Only the span from the line containing "Write a component" down to the line containing "import React from" is to be printed, exactly and inclusively, with pictures omitted.

Dataset excerpt:

□ □ □ □ □ □ □

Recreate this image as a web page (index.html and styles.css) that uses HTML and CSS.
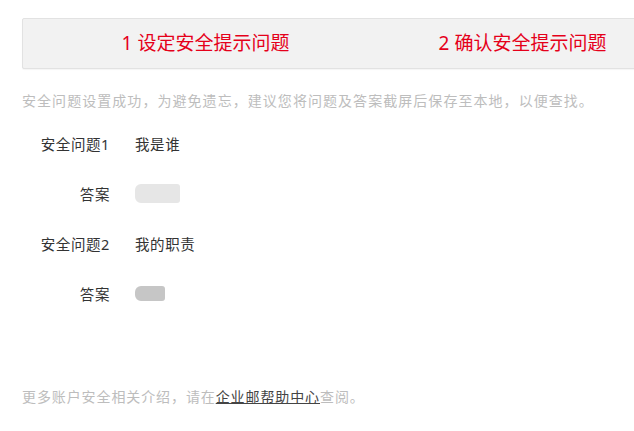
FILE: index.html
```html
<!DOCTYPE html>
<html lang="zh-CN">
<head>
  <meta charset="UTF-8">
  <meta name="viewport" content="width=device-width, initial-scale=1.0">
  <title>设置安全问题</title>
  <link rel="stylesheet" href="styles.css">
</head>
<body>
  <div class="page">
    <div class="steps">
      <div class="step">1 设定安全提示问题</div>
      <div class="step">2 确认安全提示问题</div>
    </div>

    <p class="hint">安全问题设置成功，为避免遗忘，建议您将问题及答案截屏后保存至本地，以便查找。</p>

    <div class="qa">
      <div class="qa-row">
        <span class="qa-label">安全问题1</span>
        <span class="qa-value">我是谁</span>
      </div>
      <div class="qa-row">
        <span class="qa-label">答案</span>
        <span class="qa-value"><span class="masked masked-light"></span></span>
      </div>
      <div class="qa-row">
        <span class="qa-label">安全问题2</span>
        <span class="qa-value">我的职责</span>
      </div>
      <div class="qa-row">
        <span class="qa-label">答案</span>
        <span class="qa-value"><span class="masked masked-dark"></span></span>
      </div>
    </div>

    <p class="footer">更多账户安全相关介绍，请在<a href="#" class="help-link">企业邮帮助中心</a>查阅。</p>
  </div>
</body>
</html>
```

FILE: styles.css
```css
body {
  margin: 0;
  overflow: hidden;
  background-color: #fff;
  font-family: "Noto Sans", "Noto Sans CJK SC", sans-serif;
  color: #333;
}

.page {
  padding: 18px 0 0 22px;
}

.steps {
  display: flex;
  width: 660px;
  height: 49px;
  padding-left: 24px;
  background-color: #f2f2f2;
  border: 1px solid #e2e2e2;
  border-radius: 2px;
  box-shadow: 0 1px 1px rgba(0, 0, 0, 0.04);
}

.step {
  width: 317px;
  text-align: center;
  line-height: 49px;
  font-size: 19px;
  color: #e5001a;
}

.hint {
  margin: 22px 0 0;
  line-height: 20px;
  font-size: 14px;
  letter-spacing: 1.05px;
  color: #bdbdbd;
}

.qa {
  margin-top: 7px;
}

.qa-row {
  display: flex;
  align-items: center;
  height: 50px;
  font-size: 14.5px;
  letter-spacing: 0.6px;
}

.qa-label {
  width: 88px;
  text-align: right;
  color: #333;
}

.qa-value {
  margin-left: 25px;
  color: #333;
}

.masked {
  display: block;
  border-radius: 6px 3px 3px 6px;
  filter: blur(0.6px);
}

.masked-light {
  width: 45px;
  height: 19px;
  background-color: #e6e6e6;
}

.masked-dark {
  width: 30px;
  height: 15px;
  background-color: #c6c6c6;
}

.footer {
  margin: 69px 0 0;
  line-height: 20px;
  font-size: 14px;
  letter-spacing: 0.9px;
  color: #bdbdbd;
}

.help-link {
  color: #444;
  text-decoration: underline;
}
```
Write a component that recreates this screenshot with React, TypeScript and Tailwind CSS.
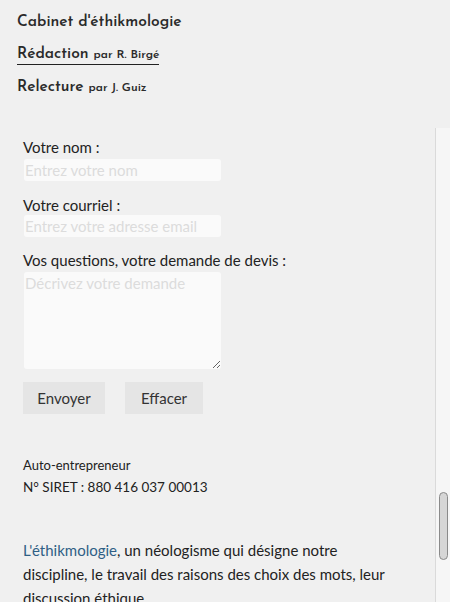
import React from "react";

export default function App() {
  const head = { fontFamily: '"Josefin Sans", "Lato", "Noto Sans", sans-serif' };
  const body = { fontFamily: 'Lato, "Noto Sans", sans-serif' };
  return (
    <div className="h-[602px] w-[450px] overflow-hidden bg-[#f0f0f0] flex flex-col text-[#222]" style={body}>
      <div className="px-[17px] pt-[12px] h-[128px] text-[#2a2a2a]" style={head}>
        <div className="text-[15.5px] font-semibold leading-[20px]">Cabinet d'éthikmologie</div>
        <div className="mt-[14px] leading-[17px]">
          <span className="inline-block border-b border-[#222] leading-[17px]">
            <span className="text-[15.5px] font-semibold">Rédaction</span>
            <span className="text-[12px] font-semibold ml-[5px]">par R. Birgé</span>
          </span>
        </div>
        <div className="mt-[12px] leading-[20px]">
          <span className="text-[15.5px] font-semibold">Relecture</span>
          <span className="text-[12px] font-semibold ml-[5px]">par J. Guiz</span>
        </div>
      </div>
      <div className="flex flex-1 min-h-0">
        <div className="w-[436px] border-r border-[#dadada] pl-[23px] pt-[8px]">
          <form className="flex flex-col">
            <label className="text-[15px] leading-[22px] text-[#222]">Votre nom :</label>
            <input
              className="mt-[1px] ml-[1px] w-[197px] h-[22px] rounded-[3px] bg-[#fafafa] px-[1px] text-[15px] outline-none placeholder:text-[#dcdcdc]"
              placeholder="Entrez votre nom"
            />
            <label className="mt-[13px] text-[15px] leading-[22px] text-[#222]">Votre courriel :</label>
            <input
              className="mt-[-1px] ml-[1px] w-[197px] h-[22px] rounded-[3px] bg-[#fafafa] px-[1px] text-[15px] outline-none placeholder:text-[#dcdcdc]"
              placeholder="Entrez votre adresse email"
            />
            <label className="mt-[12px] text-[15px] leading-[22px] text-[#222]">Vos questions, votre demande de devis :</label>
            <textarea
              className="mt-[1px] ml-[1px] w-[197px] h-[97px] rounded-[3px] bg-[#fafafa] px-[1px] text-[15px] leading-[22px] outline-none placeholder:text-[#dcdcdc] resize"
              placeholder="Décrivez votre demande"
            />
            <div className="mt-[13px] flex gap-[20px]">
              <button type="button" className="w-[82px] h-[32px] bg-[#e5e5e5] text-[15px] text-[#333]">Envoyer</button>
              <button type="button" className="w-[78px] h-[32px] bg-[#e5e5e5] text-[15px] text-[#333]">Effacer</button>
            </div>
          </form>
          <div className="mt-[40px] text-[13px] leading-[22px] text-[#222]">
            <div>Auto-entrepreneur</div>
            <div className="text-[13.5px]">N° SIRET : 880 416 037 00013</div>
          </div>
          <p className="mt-[40px] w-[372px] text-[15px] leading-[24px] text-[#222]">
            <a className="text-[#2f5f86]">L'éthikmologie</a>, un néologisme qui désigne notre discipline, le travail des raisons des choix des mots, leur discussion éthique.
          </p>
        </div>
        <div className="flex-1 bg-[#f6f6f6] flex flex-col items-center pt-[364px]">
          <div className="w-[9px] h-[68px] rounded-full border border-[#8a8a8a] bg-[#d6d6d6]" />
        </div>
      </div>
    </div>
  );
}
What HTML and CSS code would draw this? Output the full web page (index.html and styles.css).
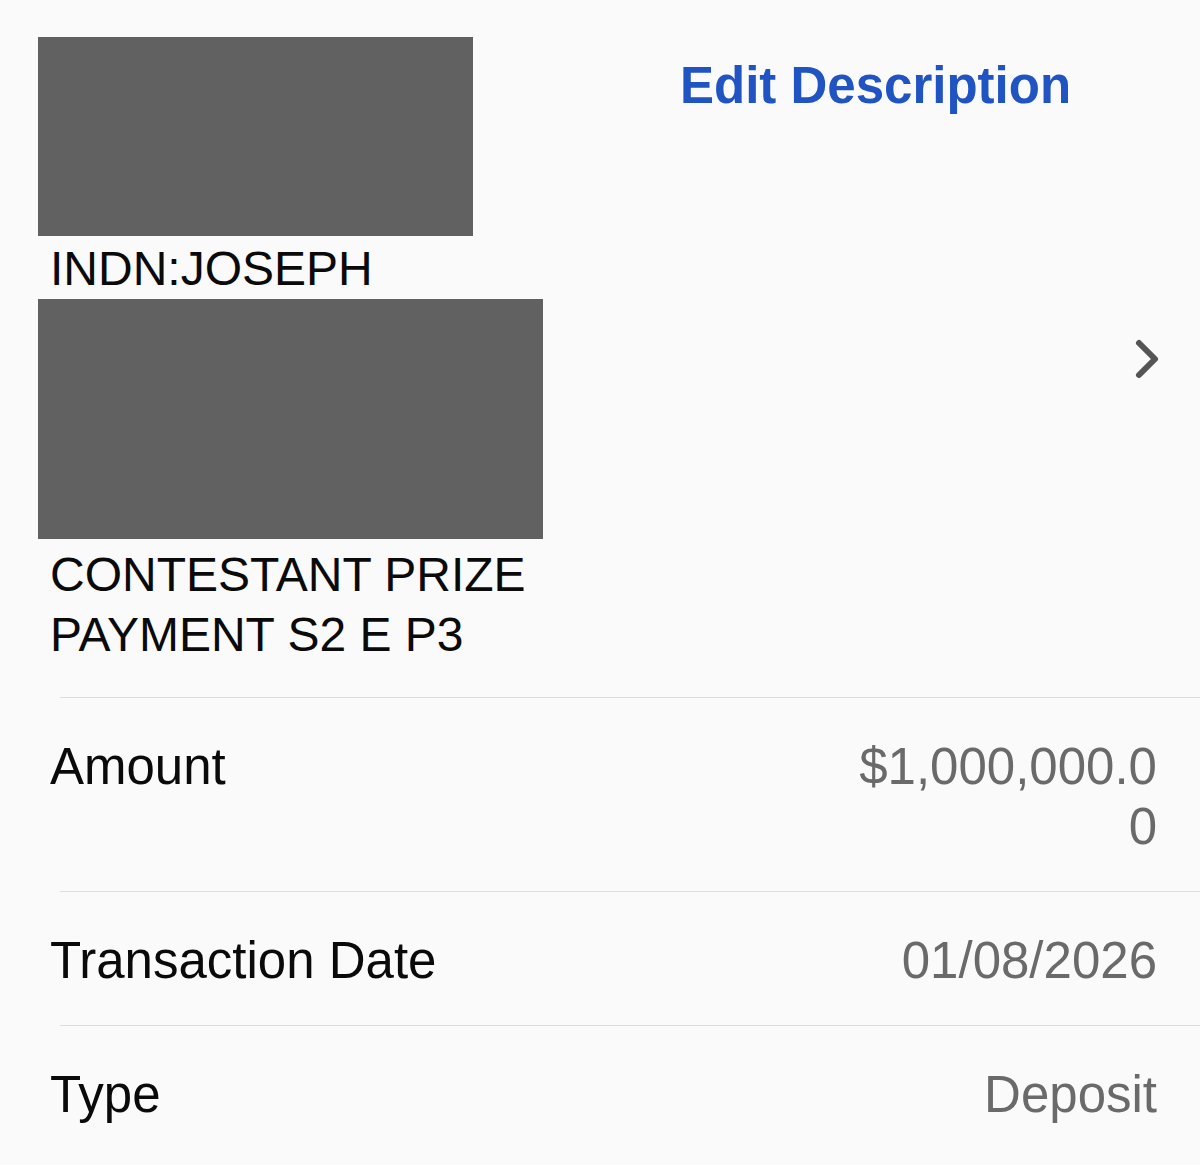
FILE: index.html
```html
<!DOCTYPE html>
<html lang="en">
<head>
  <meta charset="UTF-8" />
  <meta name="viewport" content="width=device-width, initial-scale=1.0" />
  <title>Transaction Details</title>
  <link rel="stylesheet" href="styles.css">
</head>
<body>
  <section class="summary">
    <div class="desc">
      <div class="redact redact-top"></div>
      <p class="desc-line desc-name">INDN:JOSEPH</p>
      <div class="redact redact-mid"></div>
      <p class="desc-line desc-memo">CONTESTANT PRIZE PAYMENT S2 E P3</p>
    </div>
    <div class="actions">
      <a class="edit" href="#">Edit Description</a>
      <svg class="chevron" width="28" height="44" viewBox="0 0 28 44">
        <path d="M6 6 L22 22 L6 38" fill="none" stroke="#555555" stroke-width="6" stroke-linecap="round" stroke-linejoin="round" />
      </svg>
    </div>
  </section>

  <div class="sep"></div>
  <div class="row">
    <span class="label">Amount</span>
    <span class="value">$1,000,000.00</span>
  </div>
  <div class="sep"></div>
  <div class="row">
    <span class="label">Transaction Date</span>
    <span class="value">01/08/2026</span>
  </div>
  <div class="sep"></div>
  <div class="row">
    <span class="label">Type</span>
    <span class="value">Deposit</span>
  </div>
</body>
</html>
```

FILE: styles.css
```css
body {
  margin: 0;
  background: #fafafa;
  font-family: "Liberation Sans", Arial, sans-serif;
  color: #0a0a0a;
}
.summary {
  display: flex;
  padding: 37px 43px 32px 38px;
}
.desc {
  width: 505px;
}
.redact {
  background: #616161;
}
.redact-top {
  width: 435px;
  height: 199px;
}
.redact-mid {
  width: 505px;
  height: 240px;
}
.desc-line {
  margin: 0;
  padding-left: 12px;
  font-size: 48px;
  line-height: 60px;
}
.desc-name {
  margin-top: 3px;
}
.desc-memo {
  margin-top: 6px;
}
.actions {
  flex: 1;
  display: flex;
  flex-direction: column;
  align-items: flex-start;
  padding-left: 137px;
}
.edit {
  margin-top: 19px;
  font-size: 51px;
  line-height: 60px;
  font-weight: bold;
  color: #2054c2;
  text-decoration: none;
}
.chevron {
  align-self: flex-end;
  margin-top: 221px;
  margin-right: -4px;
}
.sep {
  margin-left: 60px;
  height: 1px;
  background: #dddddd;
}
.row {
  display: flex;
  justify-content: space-between;
  align-items: flex-start;
  padding: 39px 43px 34px 50px;
  font-size: 51px;
  line-height: 60px;
}
.value {
  max-width: 305px;
  text-align: right;
  word-break: break-all;
  color: #6a6a6a;
}
```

□ □ □ □ □ □ □

▶ [The solution]
Write a component that recreates this screenshot with React, TypeScript and Tailwind CSS.
import React from "react";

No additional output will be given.